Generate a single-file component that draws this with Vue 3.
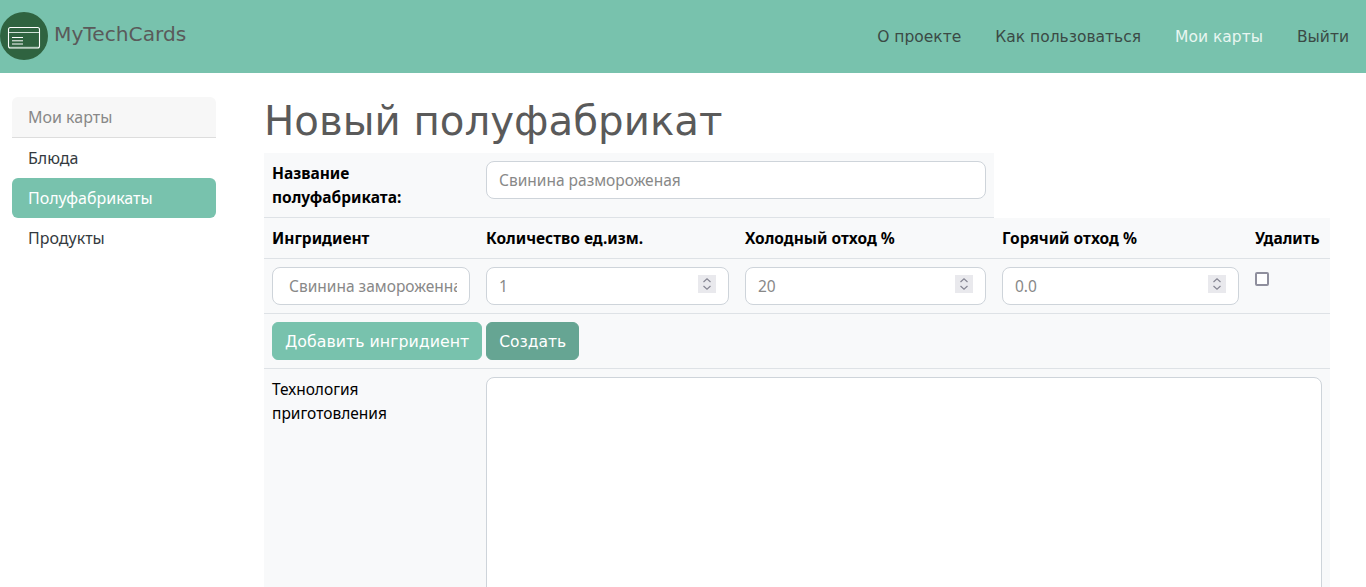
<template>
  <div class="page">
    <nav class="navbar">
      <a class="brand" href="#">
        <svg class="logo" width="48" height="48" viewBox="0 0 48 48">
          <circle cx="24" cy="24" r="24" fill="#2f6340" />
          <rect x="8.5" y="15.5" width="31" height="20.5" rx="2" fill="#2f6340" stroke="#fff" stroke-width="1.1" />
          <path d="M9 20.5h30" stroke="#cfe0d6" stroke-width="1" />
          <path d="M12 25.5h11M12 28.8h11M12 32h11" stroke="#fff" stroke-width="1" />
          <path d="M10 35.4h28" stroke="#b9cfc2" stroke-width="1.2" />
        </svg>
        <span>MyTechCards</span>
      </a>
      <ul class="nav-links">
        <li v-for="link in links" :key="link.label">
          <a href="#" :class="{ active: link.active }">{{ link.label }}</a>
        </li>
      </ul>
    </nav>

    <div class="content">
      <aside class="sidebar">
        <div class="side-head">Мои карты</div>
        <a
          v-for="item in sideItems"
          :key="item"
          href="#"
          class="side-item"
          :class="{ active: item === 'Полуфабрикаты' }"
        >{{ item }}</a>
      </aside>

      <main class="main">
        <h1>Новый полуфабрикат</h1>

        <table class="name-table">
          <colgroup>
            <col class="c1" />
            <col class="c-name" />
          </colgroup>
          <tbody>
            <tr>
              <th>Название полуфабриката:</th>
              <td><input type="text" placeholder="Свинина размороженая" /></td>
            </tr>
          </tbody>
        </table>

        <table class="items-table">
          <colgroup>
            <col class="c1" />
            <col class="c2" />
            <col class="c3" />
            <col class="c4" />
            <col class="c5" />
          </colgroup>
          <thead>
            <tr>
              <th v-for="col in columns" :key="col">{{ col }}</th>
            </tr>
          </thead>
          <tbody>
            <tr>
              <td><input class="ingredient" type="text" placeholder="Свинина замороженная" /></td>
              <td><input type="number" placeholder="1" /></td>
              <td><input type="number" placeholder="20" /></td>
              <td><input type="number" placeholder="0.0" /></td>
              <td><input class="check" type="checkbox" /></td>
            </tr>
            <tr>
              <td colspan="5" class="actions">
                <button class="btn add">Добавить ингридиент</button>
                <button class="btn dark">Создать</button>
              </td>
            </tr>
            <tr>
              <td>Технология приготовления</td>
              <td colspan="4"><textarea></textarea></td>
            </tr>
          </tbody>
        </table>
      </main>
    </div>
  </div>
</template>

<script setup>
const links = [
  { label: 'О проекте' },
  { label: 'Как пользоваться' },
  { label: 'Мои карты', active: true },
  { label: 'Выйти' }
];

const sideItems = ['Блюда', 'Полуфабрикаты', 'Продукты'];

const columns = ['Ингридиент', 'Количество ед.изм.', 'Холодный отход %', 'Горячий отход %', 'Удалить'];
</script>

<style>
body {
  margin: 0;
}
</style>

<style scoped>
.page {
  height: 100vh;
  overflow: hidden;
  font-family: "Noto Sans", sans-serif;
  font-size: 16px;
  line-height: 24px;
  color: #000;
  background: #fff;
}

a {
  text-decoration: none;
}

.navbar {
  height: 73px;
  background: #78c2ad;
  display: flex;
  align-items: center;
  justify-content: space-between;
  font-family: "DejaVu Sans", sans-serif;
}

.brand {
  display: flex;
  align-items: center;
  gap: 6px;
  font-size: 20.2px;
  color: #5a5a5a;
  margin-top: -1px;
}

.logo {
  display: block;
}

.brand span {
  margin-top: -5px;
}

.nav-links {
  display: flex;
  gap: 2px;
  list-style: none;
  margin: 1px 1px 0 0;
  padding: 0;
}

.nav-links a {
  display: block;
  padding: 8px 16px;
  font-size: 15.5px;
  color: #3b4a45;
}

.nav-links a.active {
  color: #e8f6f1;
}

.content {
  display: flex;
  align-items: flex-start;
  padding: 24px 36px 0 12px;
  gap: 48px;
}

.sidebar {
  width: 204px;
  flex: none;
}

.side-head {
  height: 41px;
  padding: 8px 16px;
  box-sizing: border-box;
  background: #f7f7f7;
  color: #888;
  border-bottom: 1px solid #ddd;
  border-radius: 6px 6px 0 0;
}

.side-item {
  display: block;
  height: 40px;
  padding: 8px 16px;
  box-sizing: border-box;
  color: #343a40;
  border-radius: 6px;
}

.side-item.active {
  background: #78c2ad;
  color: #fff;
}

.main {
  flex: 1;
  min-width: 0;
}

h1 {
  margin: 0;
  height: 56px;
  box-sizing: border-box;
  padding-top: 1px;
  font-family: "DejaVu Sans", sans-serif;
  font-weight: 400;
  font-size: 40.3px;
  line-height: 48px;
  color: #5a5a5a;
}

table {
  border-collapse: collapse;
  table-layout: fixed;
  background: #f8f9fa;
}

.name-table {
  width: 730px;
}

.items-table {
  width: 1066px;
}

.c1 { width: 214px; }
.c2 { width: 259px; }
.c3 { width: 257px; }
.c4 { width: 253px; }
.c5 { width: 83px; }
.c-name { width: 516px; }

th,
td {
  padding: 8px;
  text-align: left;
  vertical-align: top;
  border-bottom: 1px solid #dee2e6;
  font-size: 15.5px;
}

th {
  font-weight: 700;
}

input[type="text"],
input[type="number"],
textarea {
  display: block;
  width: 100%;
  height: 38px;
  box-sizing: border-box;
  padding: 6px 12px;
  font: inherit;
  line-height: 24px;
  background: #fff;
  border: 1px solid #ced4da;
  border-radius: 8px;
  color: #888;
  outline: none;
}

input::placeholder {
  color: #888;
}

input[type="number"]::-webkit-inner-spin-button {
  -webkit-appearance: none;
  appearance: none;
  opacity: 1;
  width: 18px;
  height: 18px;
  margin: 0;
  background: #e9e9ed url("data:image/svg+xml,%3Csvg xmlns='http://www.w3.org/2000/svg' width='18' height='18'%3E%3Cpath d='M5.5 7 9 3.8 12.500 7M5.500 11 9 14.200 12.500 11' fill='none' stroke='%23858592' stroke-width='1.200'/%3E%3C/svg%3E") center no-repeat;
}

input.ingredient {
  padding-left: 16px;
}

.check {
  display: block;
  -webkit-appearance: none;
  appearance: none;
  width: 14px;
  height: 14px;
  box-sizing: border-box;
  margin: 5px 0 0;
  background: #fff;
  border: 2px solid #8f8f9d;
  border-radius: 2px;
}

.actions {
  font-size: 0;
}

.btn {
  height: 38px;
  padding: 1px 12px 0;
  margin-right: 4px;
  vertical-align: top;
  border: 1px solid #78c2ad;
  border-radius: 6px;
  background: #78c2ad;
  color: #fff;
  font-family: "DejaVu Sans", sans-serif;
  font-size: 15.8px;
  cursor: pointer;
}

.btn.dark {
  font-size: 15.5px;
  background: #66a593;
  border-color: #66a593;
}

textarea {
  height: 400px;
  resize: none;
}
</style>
════════════════════
TASK BRIEF: Reproduce the full listing faithfully, but do not carry over any pictures.

SOLUTION TO THE PROBLEM:
Generate a single-file component that draws this with Vue 3.
<template>
  <div class="page">
    <nav class="navbar">
      <a class="brand" href="#">
        <svg class="logo" width="48" height="48" viewBox="0 0 48 48">
          <circle cx="24" cy="24" r="24" fill="#2f6340" />
          <rect x="8.5" y="15.5" width="31" height="20.5" rx="2" fill="#2f6340" stroke="#fff" stroke-width="1.1" />
          <path d="M9 20.5h30" stroke="#cfe0d6" stroke-width="1" />
          <path d="M12 25.5h11M12 28.8h11M12 32h11" stroke="#fff" stroke-width="1" />
          <path d="M10 35.4h28" stroke="#b9cfc2" stroke-width="1.2" />
        </svg>
        <span>MyTechCards</span>
      </a>
      <ul class="nav-links">
        <li v-for="link in links" :key="link.label">
          <a href="#" :class="{ active: link.active }">{{ link.label }}</a>
        </li>
      </ul>
    </nav>

    <div class="content">
      <aside class="sidebar">
        <div class="side-head">Мои карты</div>
        <a
          v-for="item in sideItems"
          :key="item"
          href="#"
          class="side-item"
          :class="{ active: item === 'Полуфабрикаты' }"
        >{{ item }}</a>
      </aside>

      <main class="main">
        <h1>Новый полуфабрикат</h1>

        <table class="name-table">
          <colgroup>
            <col class="c1" />
            <col class="c-name" />
          </colgroup>
          <tbody>
            <tr>
              <th>Название полуфабриката:</th>
              <td><input type="text" placeholder="Свинина размороженая" /></td>
            </tr>
          </tbody>
        </table>

        <table class="items-table">
          <colgroup>
            <col class="c1" />
            <col class="c2" />
            <col class="c3" />
            <col class="c4" />
            <col class="c5" />
          </colgroup>
          <thead>
            <tr>
              <th v-for="col in columns" :key="col">{{ col }}</th>
            </tr>
          </thead>
          <tbody>
            <tr>
              <td><input class="ingredient" type="text" placeholder="Свинина замороженная" /></td>
              <td><input type="number" placeholder="1" /></td>
              <td><input type="number" placeholder="20" /></td>
              <td><input type="number" placeholder="0.0" /></td>
              <td><input class="check" type="checkbox" /></td>
            </tr>
            <tr>
              <td colspan="5" class="actions">
                <button class="btn add">Добавить ингридиент</button>
                <button class="btn dark">Создать</button>
              </td>
            </tr>
            <tr>
              <td>Технология приготовления</td>
              <td colspan="4"><textarea></textarea></td>
            </tr>
          </tbody>
        </table>
      </main>
    </div>
  </div>
</template>

<script setup>
const links = [
  { label: 'О проекте' },
  { label: 'Как пользоваться' },
  { label: 'Мои карты', active: true },
  { label: 'Выйти' }
];

const sideItems = ['Блюда', 'Полуфабрикаты', 'Продукты'];

const columns = ['Ингридиент', 'Количество ед.изм.', 'Холодный отход %', 'Горячий отход %', 'Удалить'];
</script>

<style>
body {
  margin: 0;
}
</style>

<style scoped>
.page {
  height: 100vh;
  overflow: hidden;
  font-family: "Noto Sans", sans-serif;
  font-size: 16px;
  line-height: 24px;
  color: #000;
  background: #fff;
}

a {
  text-decoration: none;
}

.navbar {
  height: 73px;
  background: #78c2ad;
  display: flex;
  align-items: center;
  justify-content: space-between;
  font-family: "DejaVu Sans", sans-serif;
}

.brand {
  display: flex;
  align-items: center;
  gap: 6px;
  font-size: 20.2px;
  color: #5a5a5a;
  margin-top: -1px;
}

.logo {
  display: block;
}

.brand span {
  margin-top: -5px;
}

.nav-links {
  display: flex;
  gap: 2px;
  list-style: none;
  margin: 1px 1px 0 0;
  padding: 0;
}

.nav-links a {
  display: block;
  padding: 8px 16px;
  font-size: 15.5px;
  color: #3b4a45;
}

.nav-links a.active {
  color: #e8f6f1;
}

.content {
  display: flex;
  align-items: flex-start;
  padding: 24px 36px 0 12px;
  gap: 48px;
}

.sidebar {
  width: 204px;
  flex: none;
}

.side-head {
  height: 41px;
  padding: 8px 16px;
  box-sizing: border-box;
  background: #f7f7f7;
  color: #888;
  border-bottom: 1px solid #ddd;
  border-radius: 6px 6px 0 0;
}

.side-item {
  display: block;
  height: 40px;
  padding: 8px 16px;
  box-sizing: border-box;
  color: #343a40;
  border-radius: 6px;
}

.side-item.active {
  background: #78c2ad;
  color: #fff;
}

.main {
  flex: 1;
  min-width: 0;
}

h1 {
  margin: 0;
  height: 56px;
  box-sizing: border-box;
  padding-top: 1px;
  font-family: "DejaVu Sans", sans-serif;
  font-weight: 400;
  font-size: 40.3px;
  line-height: 48px;
  color: #5a5a5a;
}

table {
  border-collapse: collapse;
  table-layout: fixed;
  background: #f8f9fa;
}

.name-table {
  width: 730px;
}

.items-table {
  width: 1066px;
}

.c1 { width: 214px; }
.c2 { width: 259px; }
.c3 { width: 257px; }
.c4 { width: 253px; }
.c5 { width: 83px; }
.c-name { width: 516px; }

th,
td {
  padding: 8px;
  text-align: left;
  vertical-align: top;
  border-bottom: 1px solid #dee2e6;
  font-size: 15.5px;
}

th {
  font-weight: 700;
}

input[type="text"],
input[type="number"],
textarea {
  display: block;
  width: 100%;
  height: 38px;
  box-sizing: border-box;
  padding: 6px 12px;
  font: inherit;
  line-height: 24px;
  background: #fff;
  border: 1px solid #ced4da;
  border-radius: 8px;
  color: #888;
  outline: none;
}

input::placeholder {
  color: #888;
}

input[type="number"]::-webkit-inner-spin-button {
  -webkit-appearance: none;
  appearance: none;
  opacity: 1;
  width: 18px;
  height: 18px;
  margin: 0;
  background: #e9e9ed url("data:image/svg+xml,%3Csvg xmlns='http://www.w3.org/2000/svg' width='18' height='18'%3E%3Cpath d='M5.5 7 9 3.8 12.500 7M5.500 11 9 14.200 12.500 11' fill='none' stroke='%23858592' stroke-width='1.200'/%3E%3C/svg%3E") center no-repeat;
}

input.ingredient {
  padding-left: 16px;
}

.check {
  display: block;
  -webkit-appearance: none;
  appearance: none;
  width: 14px;
  height: 14px;
  box-sizing: border-box;
  margin: 5px 0 0;
  background: #fff;
  border: 2px solid #8f8f9d;
  border-radius: 2px;
}

.actions {
  font-size: 0;
}

.btn {
  height: 38px;
  padding: 1px 12px 0;
  margin-right: 4px;
  vertical-align: top;
  border: 1px solid #78c2ad;
  border-radius: 6px;
  background: #78c2ad;
  color: #fff;
  font-family: "DejaVu Sans", sans-serif;
  font-size: 15.8px;
  cursor: pointer;
}

.btn.dark {
  font-size: 15.5px;
  background: #66a593;
  border-color: #66a593;
}

textarea {
  height: 400px;
  resize: none;
}
</style>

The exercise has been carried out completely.